I've looked into finding closed forms of some $\mathbb P|_{r},r\in \mathbb N$, and observed that there are patterns related to finite subsets of prime gaps. (Based on computed terms.)

This motivated be to write $T(k, n)$ triangle as a $m\times m$ table, then transform it by subtracting consecutive terms horizontally and vertically. This is discussed in the next section.

[$5.$] Progress on solving the question.

We define a $m\times m$ table $T$, as a matrix obtained from $k=0,\dots,m$ and $n=k,\dots,k+m$ values of $T(k,n)$. Let $i,j=0,\dots,m$ be the indices of rows/columns.

Now, we get $T'$ by taking the differences of consecutive terms horizontally (vertically) of $T$, then $T''$ by taking differences of consecutive terms vertically (horizontally) of $T'$.

We can now use $T''$ to reconstruct $T'$ to reconstruct $T$, and finally to get $T(k,n)$.

Now we want to solve for a pattern in terms of the table (matrix) $T''$. Most of its values are now given explicitly as sequences of consecutive prime gaps, whose starting value (offset) is given by the row (column). A closed form seems possible!

But there is a problem. There exists a "critical" region of terms which are neither trivial (zero), nor given by prime gaps. These terms are the only thing now preventing a formulation of a "closed form".

I have made a script to compute and color $m=75$ table $T''$ in excel: (click to open, then click to zoom in, to see exact values, in this 2400x2400 picture of the table)

Where $\color{red}{\text{red}}$ region are the terms given by prime gaps, $\color{green}{\text{green}}$ are trivial (zero) terms, and black terms represent the "critical region", where I do not see any clear patterns.

My question here, now boils down to,

Can we find a "closed form" for the "critical region" terms? (To combine it with the pattern for prime gaps, and obtain a "closed form" pattern for the entire table $T''$.)

That is, can we calculate the terms in and near the critical region, without relying on computing the longest runs of subsets? - And instead, calculate them by defining pattern sequences, similar to prime gaps? (Prime gaps exactly represent the red region - can we solve the black region?).

[$6.$] Characterization of critical region?

If we can't easily fully characterize the critical region, are there things that we can say about it?

I have made some observations about the critical region, but I wasn't able to characterize it fully. Let "strips" refer to rows/columns of $T''$. I have observed that:

Sum invariant of strips. Looks like, the sums over individual strips (rows/columns), are invariant, regardless if terms belong to expected prime gap pattern or to the critical region pattern.

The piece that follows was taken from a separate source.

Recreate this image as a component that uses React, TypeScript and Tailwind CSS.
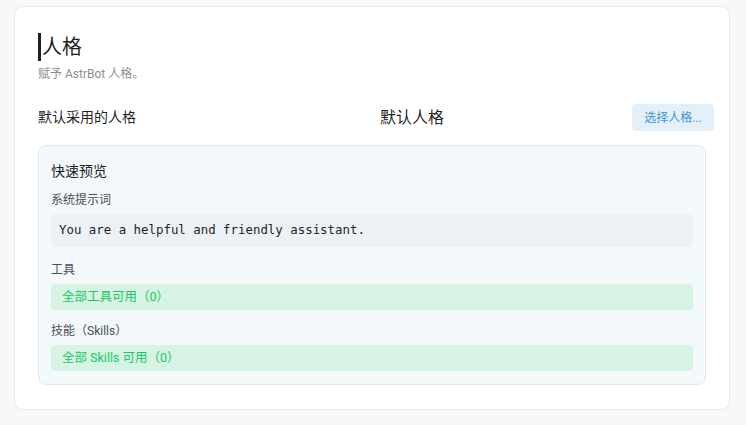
const tools: string[] = [];
const skills: string[] = [];

function SectionLabel({ children }: { children: React.ReactNode }) {
    return <div className="text-[12px] leading-[16px] text-[#4b4f55]">{children}</div>;
}

function GreenTag({ children }: { children: React.ReactNode }) {
    return (
        <div className="mt-[6px] flex h-[26px] items-center rounded-[4px] bg-[#d7f3e4] px-[11px] text-[12.5px] text-[#18c964]">
            {children}
        </div>
    );
}

export default function App() {
    return (
        <div
            className="min-h-[425px] bg-[#f7f8fa] pt-[6px] pl-[14px]"
            style={{ fontFamily: 'Roboto, "Noto Sans CJK SC", sans-serif' }}
        >
            <div className="h-[404px] w-[716px] rounded-[8px] border border-[#e6e8eb] bg-white px-[23px] pt-[26px]">
                {/* 标题 */}
                <div className="flex items-center">
                    <span className="mr-[1px] h-[28px] w-[3px] bg-[#1f1f1f]" />
                    <h1 className="text-[20px] leading-[28px] text-[#1f1f1f]">人格</h1>
                </div>
                <p className="mt-[5px] text-[12px] leading-[16px] text-[#8b8f94]">赋予 AstrBot 人格。</p>

                {/* 默认人格 */}
                <div className="mt-[22px] flex h-[27px] w-[676px] items-center">
                    <div className="w-[342px] text-[14px] text-[#1f1f1f]">默认采用的人格</div>
                    <div className="text-[16px] text-[#1f1f1f]">默认人格</div>
                    <button className="ml-auto flex h-[27px] w-[82px] items-center justify-center rounded-[4px] bg-[#e4f0f9] text-[12px] text-[#4794cd]">
                        选择人格...
                    </button>
                </div>

                {/* 快速预览 */}
                <div className="mt-[14px] h-[240px] w-[668px] rounded-[8px] border border-[#dde9f2] bg-[#f3f8fb] px-[12px] pt-[15px]">
                    <div className="text-[14px] leading-[20px] text-[#1f1f1f]">快速预览</div>
                    <div className="mt-[11px]">
                        <SectionLabel>系统提示词</SectionLabel>
                    </div>
                    <div
                        className="mt-[6px] flex h-[33px] items-center rounded-[5px] bg-[#ebf1f4] px-[8px] text-[12.4px] text-[#1f1f1f]"
                        style={{ fontFamily: '"DejaVu Sans Mono", monospace' }}
                    >
                        You are a helpful and friendly assistant.
                    </div>

                    <div className="mt-[15px]">
                        <SectionLabel>工具</SectionLabel>
                    </div>
                    <GreenTag>全部工具可用（{tools.length}）</GreenTag>

                    <div className="mt-[13px]">
                        <SectionLabel>技能（Skills）</SectionLabel>
                    </div>
                    <GreenTag>全部 Skills 可用（{skills.length}）</GreenTag>
                </div>
            </div>
        </div>
    );
}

That is, we know the critical region terms differ from expected prime gaps. - Now, we also know that they still maintain the sum of those expected prime gaps.

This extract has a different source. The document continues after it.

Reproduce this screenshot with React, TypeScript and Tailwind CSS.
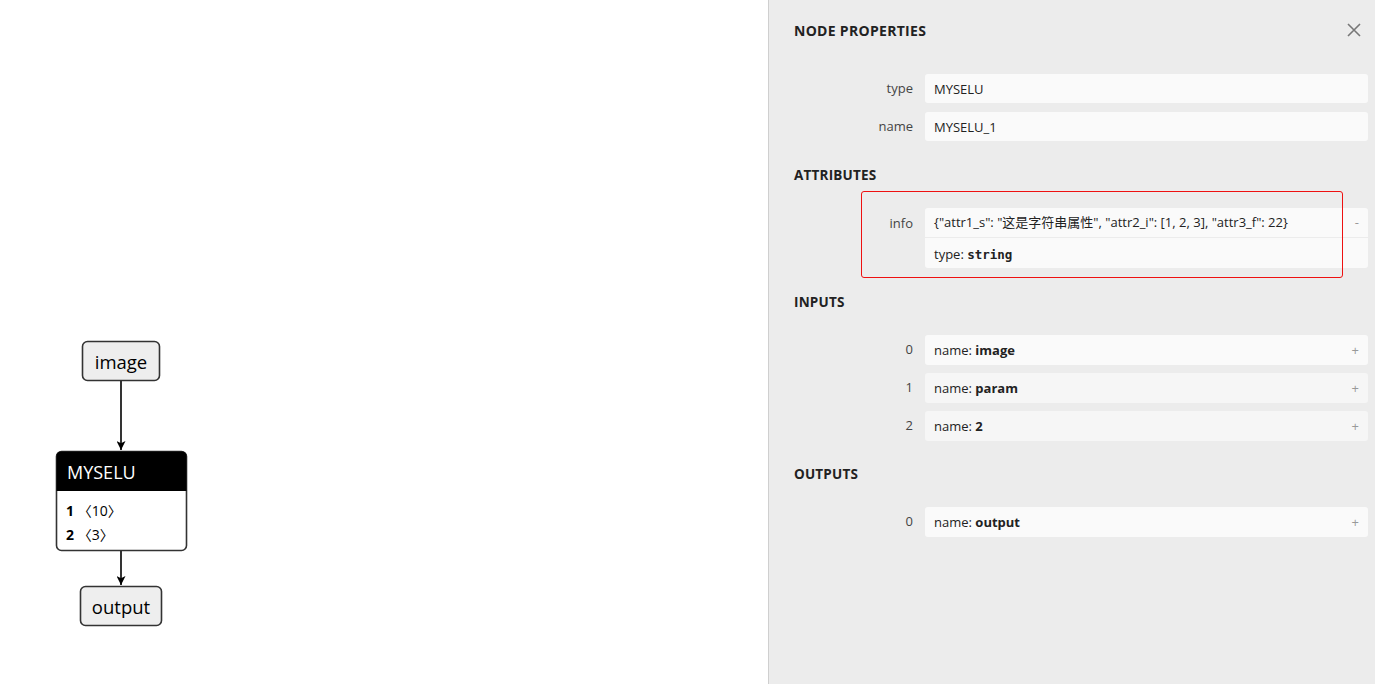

For example, observing the included table image, in column $\text{G}$ we have an example of an isolated part of a critical strip, with values $(10,0)$, in $18,19$th rows, instead of the expected prime gaps $(4,6)$. But both, sum to the same expected value: $10+0=4+6$.

Or another example, in column $\text{E}$, in rows $15-21$, we have ciritcal terms $(20,12,-18,0,20,-4,0)$ instead of expected prime gaps $(2,6,4,2,6,4,6)$, and both sequences sum to $30$.

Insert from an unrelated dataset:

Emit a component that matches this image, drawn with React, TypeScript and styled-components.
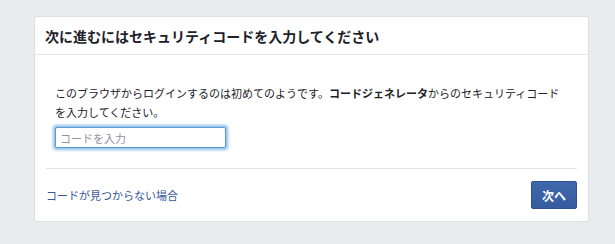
import React from "react";
import styled, { createGlobalStyle } from "styled-components";

const GlobalStyle = createGlobalStyle`
  html, body {
    margin: 0;
    padding: 0;
    background: #e9ebee;
  }
  body {
    font-family: "Noto Sans CJK JP", "Liberation Sans", sans-serif;
    color: #1d2129;
  }
`;

const Page = styled.div`
  width: 615px;
  height: 244px;
  box-sizing: border-box;
  padding: 16px 26px 0 34px;
`;

const Card = styled.div`
  width: 555px;
  box-sizing: border-box;
  background: #ffffff;
  border: 1px solid #dddfe2;
  border-radius: 3px;
`;

const Header = styled.div`
  height: 37px;
  display: flex;
  align-items: center;
  padding: 0 10px;
  border-bottom: 1px solid #e5e5e5;
`;

const Title = styled.h2`
  margin: 0;
  font-size: 14px;
  font-weight: 700;
  line-height: 18px;
  color: #1d2129;
`;

const Body = styled.div`
  padding: 29px 20px 20px 20px;
`;

const Message = styled.p`
  margin: 0;
  font-size: 11px;
  line-height: 19px;
  color: #1d2129;
  & b {
    font-weight: 700;
  }
`;

const CodeInput = styled.input`
  display: block;
  margin-top: 5px;
  width: 171px;
  height: 21px;
  box-sizing: border-box;
  padding: 0 4px;
  border: 1px solid #5a9bd2;
  border-radius: 2px;
  box-shadow: 0 0 3px 1.5px rgba(98, 170, 228, 0.75);
  font-family: "Noto Sans CJK JP", "Liberation Sans", sans-serif;
  font-size: 11px;
  color: #1d2129;
  outline: none;
  &::placeholder {
    color: #90949c;
  }
`;

const Footer = styled.div`
  margin: 0 11px;
  border-top: 1px solid #e5e5e5;
  padding: 12px 0 12px;
  display: flex;
  align-items: center;
  justify-content: space-between;
`;

const HelpLink = styled.a`
  font-size: 11px;
  line-height: 16px;
  color: #365899;
  text-decoration: none;
  cursor: pointer;
`;

const NextButton = styled.button`
  width: 46px;
  height: 28px;
  box-sizing: border-box;
  border: 1px solid #2d5192;
  border-radius: 2px;
  background: linear-gradient(#3f68ac, #355c9f);
  color: #ffffff;
  font-family: "Noto Sans CJK JP", "Liberation Sans", sans-serif;
  font-size: 12px;
  font-weight: 700;
  padding: 0;
  cursor: pointer;
`;

const App = () => {
  return (
    <Page>
      <GlobalStyle />
      <Card>
        <Header>
          <Title>次に進むにはセキュリティコードを入力してください</Title>
        </Header>
        <Body>
          <Message>
            このブラウザからログインするのは初めてのようです。
            <b>コードジェネレータ</b>からのセキュリティコードを入力してください。
          </Message>
          <CodeInput placeholder="コードを入力" />
        </Body>
        <Footer>
          <HelpLink>コードが見つからない場合</HelpLink>
          <NextButton>次へ</NextButton>
        </Footer>
      </Card>
    </Page>
  );
};

export default App;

This seems to hold in all strips, and in individual isolated parts, if we observe a sufficient amount of surrounding terms. This means, we could assume all critical terms are prime gaps, and get a closed form approximation for $T''$, that will only be incorrect in the critical region.

The only exceptions seem to be, parts where critical region is "very mixed" with the trivial region.

This means, we can establish a "closed form" $T(k, n)$ approximation, that is ("almost") exactly correct only if $k$ is sufficiently close to $n$. (Which is most of the time, if you observe the ratio of areas of red and black regions in the included table image.)

We still don't have an exact "closed form", that is, a full characterization of $T(k, n)$, but, we can now analyse the asymptotics of $T(k, n)$, with such an approximation.

What remains, is, to characterize the beginnings and endings of isolated critical region strips, and structure inside them. - So far, I only know about the invariant sum property.

Answer 1

Write $A(n,k)$ to be the set of $k$ subset sums of the first $n$ primes (so that $T(n,k)$ is the length of the longest contiguous subsequence in $A(n,k)$). Then $A(n,k) = A(n-1,k) \cup (A(n-1,k-1) + p_n)$. One can structure a program to compute $A(n,k)$ via this recursive relationship in a dynamic programming style.

Edit: As pointed out in the comments, the original complexity bound I gave is wrong; the largest element of $A(n,k)$ is at most $k p_k \sim kn\log n \le n^2 \log n$. If $A(n,k)$ is represented as a dense bit vector, then all $T(n,k)$ for $k\le n\le N$ could be computed in $O(N^4\log N)$ time. Since only the $A(n,k)$ for the previous and current $n$ needs to be stored, the space needs are $O(N^3\log N)$. This still allows computation of the values in the regime OP wants within minutes.